At Prescienta.com, the “feel” is important. I believe that if the product feels robust and thoughtful, that the customer will happily make up a story about why some small unique feature in our product is crucial. “Feel” is about timing, animations, and non-blocking activities, it’s about consistency and meaningful boundaries. Some companies seem to understand this, and consistently move towards improving the user experience, others give up, forget, or lose the people that have the ability to create pleasing user experiences, and instead let their product degrade into a jumble of disjointed UX ideas, inconsistent graphical language and bad modal activities (hmmm.. a bit of introspection here?)
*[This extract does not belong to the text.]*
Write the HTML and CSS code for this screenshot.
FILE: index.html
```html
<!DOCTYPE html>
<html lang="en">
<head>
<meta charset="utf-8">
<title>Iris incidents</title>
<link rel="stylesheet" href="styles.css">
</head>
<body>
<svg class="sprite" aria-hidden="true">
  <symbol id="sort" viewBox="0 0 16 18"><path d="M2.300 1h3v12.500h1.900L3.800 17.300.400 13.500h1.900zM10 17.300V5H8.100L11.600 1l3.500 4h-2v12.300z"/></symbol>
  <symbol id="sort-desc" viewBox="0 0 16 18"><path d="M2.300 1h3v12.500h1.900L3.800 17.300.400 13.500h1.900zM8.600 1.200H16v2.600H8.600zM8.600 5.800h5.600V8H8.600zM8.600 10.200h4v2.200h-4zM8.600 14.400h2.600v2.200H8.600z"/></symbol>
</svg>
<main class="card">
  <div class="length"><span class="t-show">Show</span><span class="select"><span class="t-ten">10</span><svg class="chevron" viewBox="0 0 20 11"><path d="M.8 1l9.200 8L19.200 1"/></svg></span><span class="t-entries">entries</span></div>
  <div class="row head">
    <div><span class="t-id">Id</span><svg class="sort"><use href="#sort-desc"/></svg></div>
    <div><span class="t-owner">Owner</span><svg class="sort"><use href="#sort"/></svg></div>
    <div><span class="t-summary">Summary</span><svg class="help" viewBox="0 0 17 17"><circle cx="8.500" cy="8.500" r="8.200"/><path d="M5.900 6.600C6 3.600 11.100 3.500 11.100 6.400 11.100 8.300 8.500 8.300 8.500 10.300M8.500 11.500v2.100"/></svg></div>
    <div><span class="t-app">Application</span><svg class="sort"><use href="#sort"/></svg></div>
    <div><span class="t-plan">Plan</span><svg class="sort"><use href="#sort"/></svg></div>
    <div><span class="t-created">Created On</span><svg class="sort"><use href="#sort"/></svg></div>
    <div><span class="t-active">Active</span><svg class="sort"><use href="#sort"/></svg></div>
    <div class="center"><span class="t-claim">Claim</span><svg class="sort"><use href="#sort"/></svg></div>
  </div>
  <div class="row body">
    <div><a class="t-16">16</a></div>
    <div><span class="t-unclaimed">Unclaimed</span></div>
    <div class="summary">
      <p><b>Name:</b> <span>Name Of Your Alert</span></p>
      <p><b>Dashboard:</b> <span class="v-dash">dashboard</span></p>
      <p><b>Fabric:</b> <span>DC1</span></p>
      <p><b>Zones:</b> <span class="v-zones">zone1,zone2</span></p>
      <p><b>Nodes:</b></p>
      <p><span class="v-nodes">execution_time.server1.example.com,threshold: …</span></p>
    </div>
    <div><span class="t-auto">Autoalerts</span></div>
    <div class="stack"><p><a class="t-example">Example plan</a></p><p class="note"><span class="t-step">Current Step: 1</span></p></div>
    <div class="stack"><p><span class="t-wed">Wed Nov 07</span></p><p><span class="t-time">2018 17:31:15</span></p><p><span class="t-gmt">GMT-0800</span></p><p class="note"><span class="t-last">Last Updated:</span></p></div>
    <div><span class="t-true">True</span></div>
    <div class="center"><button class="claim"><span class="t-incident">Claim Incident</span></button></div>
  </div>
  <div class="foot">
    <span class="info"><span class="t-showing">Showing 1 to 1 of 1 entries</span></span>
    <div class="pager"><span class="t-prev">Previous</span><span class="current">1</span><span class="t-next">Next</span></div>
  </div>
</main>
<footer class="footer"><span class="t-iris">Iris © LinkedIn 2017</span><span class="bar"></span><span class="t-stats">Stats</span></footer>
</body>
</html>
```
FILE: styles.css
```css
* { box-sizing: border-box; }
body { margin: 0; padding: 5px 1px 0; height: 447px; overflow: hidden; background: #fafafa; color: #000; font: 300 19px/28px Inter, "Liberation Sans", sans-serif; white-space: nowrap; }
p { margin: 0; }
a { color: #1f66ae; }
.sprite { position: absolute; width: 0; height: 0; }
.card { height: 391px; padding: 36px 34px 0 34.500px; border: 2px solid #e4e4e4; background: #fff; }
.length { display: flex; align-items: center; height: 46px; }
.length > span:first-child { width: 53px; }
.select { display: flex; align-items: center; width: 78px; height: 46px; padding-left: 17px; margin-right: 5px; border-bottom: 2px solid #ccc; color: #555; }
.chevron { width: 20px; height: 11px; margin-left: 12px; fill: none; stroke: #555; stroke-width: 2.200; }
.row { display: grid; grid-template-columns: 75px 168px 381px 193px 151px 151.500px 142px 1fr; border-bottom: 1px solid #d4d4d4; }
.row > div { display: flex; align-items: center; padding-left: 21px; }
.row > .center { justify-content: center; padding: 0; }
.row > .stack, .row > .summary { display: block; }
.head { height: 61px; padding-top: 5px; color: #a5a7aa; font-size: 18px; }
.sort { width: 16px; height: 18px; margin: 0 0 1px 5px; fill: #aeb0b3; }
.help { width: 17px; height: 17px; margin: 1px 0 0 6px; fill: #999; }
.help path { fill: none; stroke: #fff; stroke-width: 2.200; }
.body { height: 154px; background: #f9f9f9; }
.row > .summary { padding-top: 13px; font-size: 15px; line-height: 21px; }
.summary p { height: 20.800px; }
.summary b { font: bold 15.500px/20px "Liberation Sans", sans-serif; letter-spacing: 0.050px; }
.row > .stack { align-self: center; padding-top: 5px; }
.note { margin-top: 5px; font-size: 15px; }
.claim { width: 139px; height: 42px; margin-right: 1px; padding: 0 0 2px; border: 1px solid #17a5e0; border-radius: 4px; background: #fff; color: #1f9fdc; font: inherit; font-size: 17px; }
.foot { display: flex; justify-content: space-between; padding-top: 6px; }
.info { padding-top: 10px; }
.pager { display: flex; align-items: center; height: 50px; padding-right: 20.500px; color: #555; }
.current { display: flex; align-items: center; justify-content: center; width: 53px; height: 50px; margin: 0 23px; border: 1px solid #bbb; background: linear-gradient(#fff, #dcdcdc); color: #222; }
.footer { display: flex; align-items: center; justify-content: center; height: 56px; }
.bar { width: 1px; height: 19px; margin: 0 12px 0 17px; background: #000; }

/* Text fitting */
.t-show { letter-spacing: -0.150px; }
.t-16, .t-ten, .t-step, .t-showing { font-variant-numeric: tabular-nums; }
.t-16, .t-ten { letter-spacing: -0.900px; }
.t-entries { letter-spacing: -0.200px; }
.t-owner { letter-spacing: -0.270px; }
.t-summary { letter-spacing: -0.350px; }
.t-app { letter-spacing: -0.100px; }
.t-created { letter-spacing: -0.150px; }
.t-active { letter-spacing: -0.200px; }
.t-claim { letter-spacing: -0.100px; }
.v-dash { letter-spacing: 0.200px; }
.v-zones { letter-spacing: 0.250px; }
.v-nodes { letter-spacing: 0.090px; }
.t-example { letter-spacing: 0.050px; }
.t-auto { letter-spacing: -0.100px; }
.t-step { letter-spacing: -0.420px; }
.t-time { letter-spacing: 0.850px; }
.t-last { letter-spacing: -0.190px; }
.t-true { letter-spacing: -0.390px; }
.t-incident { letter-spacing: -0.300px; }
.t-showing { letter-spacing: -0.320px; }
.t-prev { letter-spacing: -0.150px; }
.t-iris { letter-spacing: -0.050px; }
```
A well designed application is designed with the technical limitations in mind – a good example is dropcam, where the audio delay is so large that the UI is designed to take this into consideration. The push to talk metaphor is a perfect way to handle the latency. If the UI was designed to work like a phone (that has almost no latency), there would be a massive gap between what the UI is suggesting and what the technology can deliver.

Another example, a bit closer to home, is the way you move cameras around in privilege groups. The goal here was to design the UI to ensure that the user did not get the idea that they could add the same camera to two different groups. If the UI suggests that you can do so, you may be puzzled as to why you can’t. I decided to prevent multi-group membership to avoid contradictory privileges (e.g. in one group you are allowed to use PTZ in another it is forbidden, so which is correct?).